La République dite française n’a pas toujours rimé avec la liberté politique, ni avec l’égalité, ni avec la fraternité

Source [Le Salin Beige] : De Michel De Jaeghere dans Le Figaro Histoire :

La Constitution de la Ve République réaffirme l’attachement des Français à la forme républicaine de gouvernement. On croit comprendre qu’en dépit de la concentration des pouvoirs qu’elle organisait entre les mains du chef de l’État, des contraintes dans lesquelles le régime avait enserré le parlementarisme, cette précision avait été conçue pour rappeler qu’elle tournait le dos à l’éventualité d’une restauration monarchique dont ne rêvait, du reste, qu’une partie ultra-minoritaire de courants contre-révolutionnaires devenus eux-mêmes marginaux.

Le renversement de la République, son remplacement par une autre forme de régime n’est plus guère envisagé aujourd’hui par personne, au moins depuis la mort de Jean Raspail. Les élections consécutives à la dissolution de l’Assemblée nationale par Emmanuel Macron, l’accueil fait à leurs résultats, la crise qu’ils ont ouverte n’en ont pas moins été marqués par l’expression de l’inquiétude suscitée par les dangers qui en menaceraient l’existence. C’est au nom de la défense républicaine qu’ont été mis en place, entre-deux-tours, des accords de désistement entre des partis qui proclamaient, depuis de longs mois, n’être d’accord sur rien ; sous le signe du « front républicain » que s’est formée la coalition qui a vu des libéraux appeler à voter pour des communistes, des insoumis venir au secours de macronistes qu’ils vilipendaient depuis sept ans pour « faire barrage » au Rassemblement national. Son efficacité a été incontestable : assurant le succès de partis que rien ne préparait à gouverner ensemble, elle a ouvert la voie à la séquence politique inédite à laquelle nous assistons.
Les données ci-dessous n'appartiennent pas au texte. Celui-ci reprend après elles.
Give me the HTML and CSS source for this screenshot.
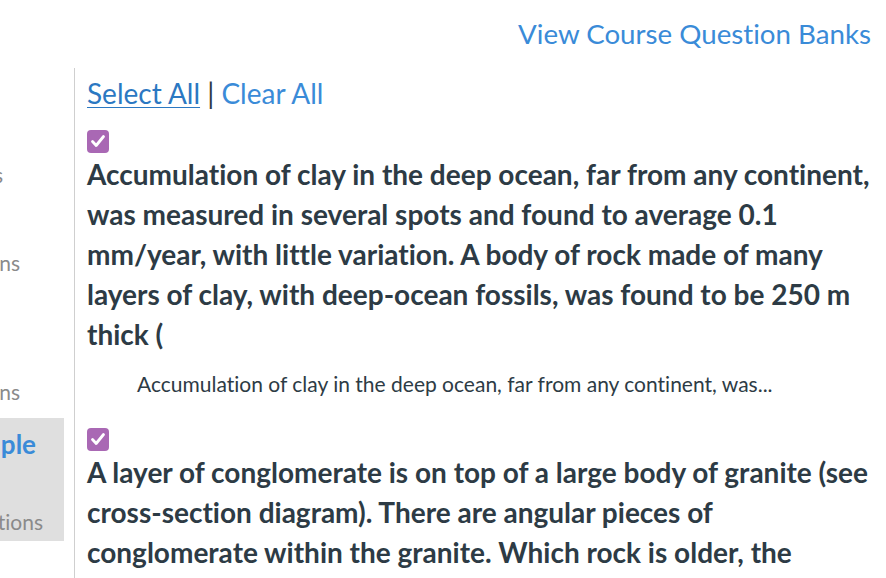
FILE: index.html
```html
<!DOCTYPE html>
<html>
<head>
<meta charset="utf-8">
<link rel="stylesheet" href="styles.css">
</head>
<body>
<div class="header">
  <a class="bank-link" href="#">View Course Question Banks</a>
</div>
<div class="main">
  <div class="sidebar">
    <div class="side-item s1"><span>Questions</span></div>
    <div class="side-item s2"><span>Questions</span></div>
    <div class="side-item s3"><span>Questions</span></div>
    <div class="side-active">
      <div class="side-item s4"><span class="bank-name">Sample</span></div>
      <div class="side-item s5"><span>Questions</span></div>
    </div>
  </div>
  <div class="content">
    <div class="actions"><a class="select-all" href="#">Select All</a> <span class="sep">|</span> <a class="clear-all" href="#">Clear All</a></div>
    <div class="question first">
      <span class="checkbox"><svg viewBox="0 0 22 22" width="22" height="22"><path d="M5.5 11.5 L9.2 15.5 L16.5 6.5" fill="none" stroke="#fff" stroke-width="2.8" stroke-linecap="round" stroke-linejoin="round"/></svg></span>
      <div class="q-title">Accumulation of clay in the deep ocean, far from any continent, was measured in several spots and found to average 0.1 mm/year, with little variation. A body of rock made of many layers of clay, with deep-ocean fossils, was found to be 250 m thick (</div>
      <div class="q-summary">Accumulation of clay in the deep ocean, far from any continent, was...</div>
    </div>
    <div class="question second">
      <span class="checkbox"><svg viewBox="0 0 22 22" width="22" height="22"><path d="M5.5 11.5 L9.2 15.5 L16.5 6.5" fill="none" stroke="#fff" stroke-width="2.8" stroke-linecap="round" stroke-linejoin="round"/></svg></span>
      <div class="q-title">A layer of conglomerate is on top of a large body of granite (see cross-section diagram). There are angular pieces of conglomerate within the granite. Which rock is older, the</div>
    </div>
  </div>
</div>
</body>
</html>
```

FILE: styles.css
```css
html, body {
  margin: 0;
  padding: 0;
  background: #fff;
  overflow: hidden;
}
body {
  font-family: Lato, "Open Sans", sans-serif;
  font-variant-ligatures: none;
  color: #2d3b45;
  width: 886px;
  height: 578px;
}
a {
  color: #3a8bd8;
  text-decoration: none;
}
.header {
  height: 68px;
  display: flex;
  justify-content: flex-end;
  align-items: center;
  padding-right: 15px;
}
.bank-link {
  font-size: 27.7px;
  line-height: 34px;
}
.main {
  display: flex;
  height: 510px;
}
.sidebar {
  width: 74px;
  flex: none;
}
.side-item {
  display: flex;
  justify-content: flex-end;
  overflow: hidden;
  white-space: nowrap;
  font-size: 21px;
  line-height: 28px;
  color: #8a8a8a;
}
.s1 { margin-top: 93px; padding-right: 61px; width: 3px; }
.s2 { margin-top: 60px; padding-right: 44px; width: 20px; }
.s3 { margin-top: 101px; padding-right: 44px; width: 20px; }
.side-active {
  margin-top: 12px;
  width: 64px;
  height: 123px;
  background: #dfdfdf;
  overflow: hidden;
}
.s4 {
  margin-top: 10px;
  padding-right: 24px;
  width: 36px;
  line-height: 32px;
}
.bank-name {
  font-size: 26px;
  font-weight: 700;
  color: #3a8bd8;
}
.s5 {
  margin-top: 48px;
  padding-right: 21px;
  width: 43px;
}
.content {
  flex: 1;
  border-left: 1px solid #cfcfcf;
  padding-left: 12px;
  padding-right: 14px;
}
.actions {
  margin-top: 8px;
  font-size: 28px;
  line-height: 34px;
}
.select-all {
  color: #2b78c2;
  text-decoration: underline;
  text-decoration-thickness: 1px;
  text-underline-offset: 3px;
}
.sep {
  color: #2d3b45;
}
.checkbox {
  display: block;
  width: 22px;
  height: 23px;
  border-radius: 4px;
  background: #a968b4;
}
.question.first .checkbox { margin-top: 20px; }
.question.second .checkbox { margin-top: 29px; }
.q-title {
  margin-top: 1px;
  font-size: 28px;
  font-weight: 700;
  line-height: 40px;
}
.q-summary {
  margin-top: 15px;
  padding-left: 50px;
  font-size: 21px;
  line-height: 30px;
}
```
L’invocation de la République et de ses valeurs a cessé de surprendre, tant elle est devenue rituelle. Elle remonte aux années 1970, où les désistements entre communistes et socialistes face à leurs adversaires gaullistes et giscardiens se faisaient (déjà !) au nom de la « discipline républicaine » (l’expression se réfère aux débuts de la IIIe République, où elle désignait l’alliance de second tour des républicains contre leurs adversaires monarchistes ou bonapartistes), sans qu’on sache en quoi la menace d’une victoire de la droite en justifiait alors la mise en œuvre. Elle a été au cœur de la distinction, communément admise depuis l’émergence du Front national durant les années 1980, entre « extrême droite » et « droite républicaine ». Elle est réactivée pour délégitimer aujourd’hui un Rassemblement national dont on estime qu’il n’est pas un parti politique ordinaire, contesté, contestable : qu’étranger à « l’arc républicain », il doit rester voué à la marginalité, quel que soit le nombre de ses électeurs. Mais, comme l’a observé Frédéric Rouvillois, professeur de droit public à l’université Paris-Descartes et analyste incomparable du discours politique contemporain (Être [ou ne pas être] républicain, Les éditions du Cerf, 2015), elle a la particularité de s’appuyer sur un mot, un concept, des principes qui n’ont pas de définition.